The operation of this printer feed mechanism is now explained. Prior to the 
start of printing, the leading end of the backing strip 120 wound on the 
supply reel 124 is passed between the platen roller 128 and the thermal 
printer 134 which define the printing section 135, is passed around the 
peeler rod 36 and is then passed between the platen roller 128 and the 
thermal printer 134, thereby forming a slack free feed path for the 
backing strip 120. For facilitating the threading of the backing strip 
120, the arm 154A is pulled forward against the force of the spring 158 so 
that the ends of the rotary shaft 150 of the presser roller 148 can catch 
in the retaining notches 152A. This establishes a gap between the platen 
roller 128 and the presser roller 148. 
After the backing strip 120 has been passed through the gap, the presser 
roller 148 is returned to pressure contact with the platen roller 128 with 
the backing strip 120 sandwiched in between. The stepping motor 144 is 
then put into operation for rotating the platen roller 128. The rotation 
of the platen roller 128 unrolls the backing strip 120 from the supply 
reel 124 and draws it into the printing section 135 so that the platen 
roller 128 can cooperate with the thermal printer 134 to print the labels 
122 as required. The portion of the backing strip 120 with the printed 
labels on it is then moved forward toward the peeler rod 136 at a 
prescribed feeding speed. 
Simultaneously, the presser roller 148 pressed against the platen roller 
128 through the backing strip 120 between them is also rotated by the 
rotation of the platen roller 128 so that the backing strip 120 being fed 
out from the printing section 135 is again fed between the rollers 128, 
148 at the same prescribed feeding speed. Since the backing strip 120 fed 
out from the printing section 135 is therefore fed to and turned back at 
the peeler rod 136 in a slack free tensioned state, the labels 122 can be 
reliably peeled off the backing strip 120. The labels 122 peeled off the 
backing strip 120 are either attached to objects to be labeled by hand or 
are supplied to a separate label attacher. The backing strip 120 free of 
the labels 122 is either fed out continuously or cut off at appropriate 
lengths. 
Since the printer feed mechanism according to the present invention is 
configured such that the presser roller 148 is pressed onto the platen 
roller 128 for enabling the platen roller 128 and the presser roller 148 
to cooperatively feed the backing strip 120 out from the printing section 
135, the printer requires only the stepping motor 144 as a power source 
for label feeding. Since the drive roller and the motor for driving the 
drive roller used in prior art printer feed mechanisms are therefore 
unnecessary, the printer can be reduced in both weight and size. 
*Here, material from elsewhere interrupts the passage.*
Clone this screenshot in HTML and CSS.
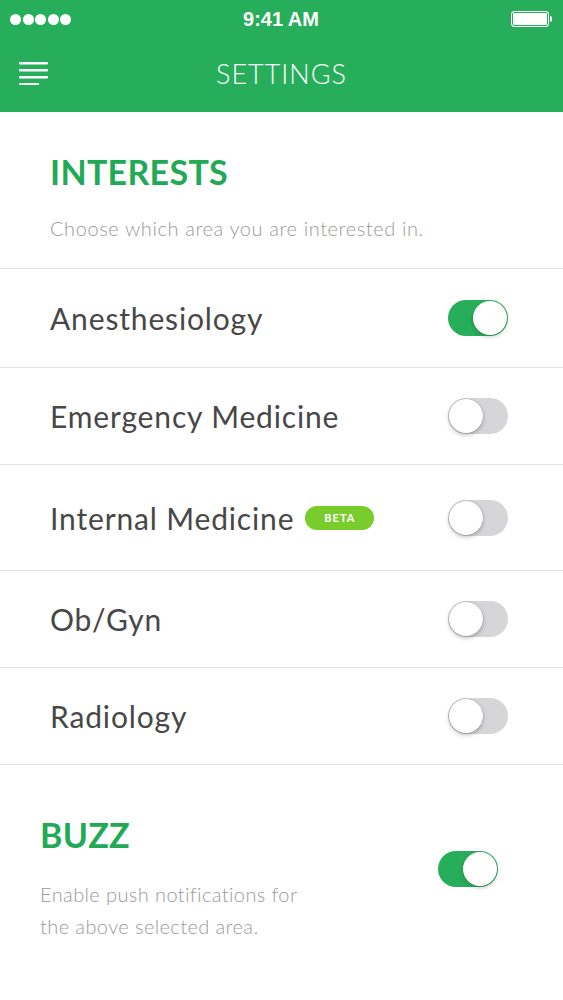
FILE: index.html
```html
<!DOCTYPE html>
<html lang="en">
<head>
    <meta charset="UTF-8">
    <meta name="viewport" content="width=device-width, initial-scale=1.0">
    <title>Settings</title>
    <link rel="stylesheet" href="styles.css">
</head>
<body>
    <header class="header">
        <div class="status-bar">
            <div class="signal">
                <span></span><span></span><span></span><span></span><span></span>
            </div>
            <div class="time">9:41 AM</div>
            <div class="battery"><div class="battery-fill"></div></div>
        </div>
        <div class="navbar">
            <svg class="menu-icon" width="30" height="24" viewBox="0 0 30 24">
                <rect x="0" y="1" width="29" height="2.4" rx="1" fill="#fff"/>
                <rect x="0" y="8" width="29" height="2.4" rx="1" fill="#fff"/>
                <rect x="0" y="15" width="29" height="2.4" rx="1" fill="#fff"/>
                <rect x="0" y="22" width="20" height="2.4" rx="1" fill="#fff"/>
            </svg>
            <h1 class="title">SETTINGS</h1>
        </div>
    </header>

    <section class="interests">
        <h2 class="section-title">INTERESTS</h2>
        <p class="section-desc">Choose which area you are interested in.</p>
    </section>

    <ul class="list">
        <li class="row row-first">
            <span class="row-label">Anesthesiology</span>
            <div class="toggle on"><div class="knob"></div></div>
        </li>
        <li class="row">
            <span class="row-label">Emergency Medicine</span>
            <div class="toggle"><div class="knob"></div></div>
        </li>
        <li class="row row-tall">
            <span class="row-label">Internal Medicine <span class="badge">BETA</span></span>
            <div class="toggle"><div class="knob"></div></div>
        </li>
        <li class="row">
            <span class="row-label">Ob/Gyn</span>
            <div class="toggle"><div class="knob"></div></div>
        </li>
        <li class="row">
            <span class="row-label">Radiology</span>
            <div class="toggle"><div class="knob"></div></div>
        </li>
    </ul>

    <section class="buzz">
        <div class="buzz-text">
            <h2 class="section-title">BUZZ</h2>
            <p class="buzz-desc">Enable push notifications for<br>the above selected area.</p>
        </div>
        <div class="toggle on"><div class="knob"></div></div>
    </section>
</body>
</html>
```

FILE: styles.css
```css
body {
    margin: 0;
    padding: 0;
    font-family: Lato, 'Open Sans', sans-serif;
    background: #fff;
    color: #444;
}
.header {
    background: #27ae5a;
    color: #fff;
    height: 112px;
}
.status-bar {
    height: 38px;
    display: flex;
    align-items: center;
    justify-content: space-between;
    padding: 0 11px 0 10px;
}
.signal {
    display: flex;
    gap: 1.5px;
    width: 80px;
}
.signal span {
    width: 11px;
    height: 11px;
    border-radius: 50%;
    background: #fff;
}
.time {
    font-size: 20px;
    font-weight: 700;
    font-family: 'Liberation Sans', Arial, sans-serif;
    margin-top: 1px;
}
.battery {
    width: 80px;
    display: flex;
    justify-content: flex-end;
    position: relative;
}
.battery-fill {
    width: 36px;
    height: 14px;
    border: 1.5px solid #fff;
    border-radius: 3px;
    background: #fff;
    margin-right: 3px;
    box-shadow: inset 0 0 0 1px #27ae5a;
}
.battery::after {
    content: '';
    position: absolute;
    right: 0;
    top: 5px;
    width: 2px;
    height: 6px;
    border-radius: 0 2px 2px 0;
    background: #fff;
}
.navbar {
    height: 74px;
    display: flex;
    align-items: center;
    position: relative;
    padding-left: 19px;
}
.menu-icon {
    display: block;
    margin-top: -4px;
}
.title {
    position: absolute;
    left: 0;
    right: 0;
    margin: 0;
    margin-top: -3px;
    text-align: center;
    font-size: 27px;
    font-weight: 300;
    letter-spacing: 1px;
    pointer-events: none;
}
.interests {
    padding: 40px 50px 0;
    height: 116px;
}
.section-title {
    margin: 0;
    font-size: 34px;
    font-weight: 700;
    color: #22a956;
    letter-spacing: 0.3px;
    line-height: 40px;
}
.section-desc {
    margin: 24px 0 0;
    font-size: 20px;
    font-weight: 300;
    letter-spacing: 0.6px;
    color: #9a9a9a;
}
.list {
    list-style: none;
    margin: 0;
    padding: 0;
}
.row {
    display: flex;
    align-items: center;
    justify-content: space-between;
    height: 96px;
    padding: 0 55px 0 50px;
    border-top: 1px solid #e3e3e3;
}
.row-first {
    height: 98px;
}
.row-tall {
    height: 105px;
}
.row:last-child {
    border-bottom: 1px solid #e3e3e3;
}
.row-label {
    font-size: 30px;
    letter-spacing: 0.85px;
    color: #474747;
    display: flex;
    align-items: center;
    gap: 11px;
}
.badge {
    background: #78cc2c;
    color: #fff;
    font-size: 11px;
    font-weight: 700;
    letter-spacing: 1px;
    border-radius: 12px;
    width: 69px;
    height: 24px;
    display: flex;
    align-items: center;
    justify-content: center;
}
.toggle {
    width: 60px;
    height: 36px;
    border-radius: 18px;
    background: #d6d6d9;
    position: relative;
    flex-shrink: 0;
}
.knob {
    position: absolute;
    top: 1px;
    left: 1px;
    width: 34px;
    height: 34px;
    border-radius: 50%;
    background: #fff;
    box-shadow: 0 2px 4px rgba(0, 0, 0, 0.25), 0 0 0 0.5px rgba(0, 0, 0, 0.15);
}
.toggle.on {
    background: #27ae5a;
}
.toggle.on .knob {
    left: 25px;
    box-shadow: 0 2px 4px rgba(0, 0, 0, 0.2);
}
.buzz {
    display: flex;
    align-items: center;
    justify-content: space-between;
    padding: 50px 65px 0 40px;
}
.buzz-desc {
    margin: 23px 0 0;
    font-size: 20px;
    font-weight: 300;
    letter-spacing: 0.4px;
    line-height: 32px;
    color: #9a9a9a;
}
.buzz .toggle {
    margin-bottom: 20px;
}
```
Although the invention was described with reference to an embodiment that 
uses a gear mechanism as the power transmission means for the stepping 
motor 144, it is alternatively possible to use belt or other power 
transmission means. 
Although the printer feed mechanism according to the invention was 
explained with reference to the feeding of a backing strip having 
temporarily attached labels, it can also be used for feeding tags, plain 
paper, and the like. 
Although the present invention has been described in relation to particular 
embodiments thereof, many other variations and modifications and other 
uses will become apparent to those skilled in the art. It is preferred, 
therefore, that the present invention be limited not by the specific 
disclosure herein, but only by the appended claims.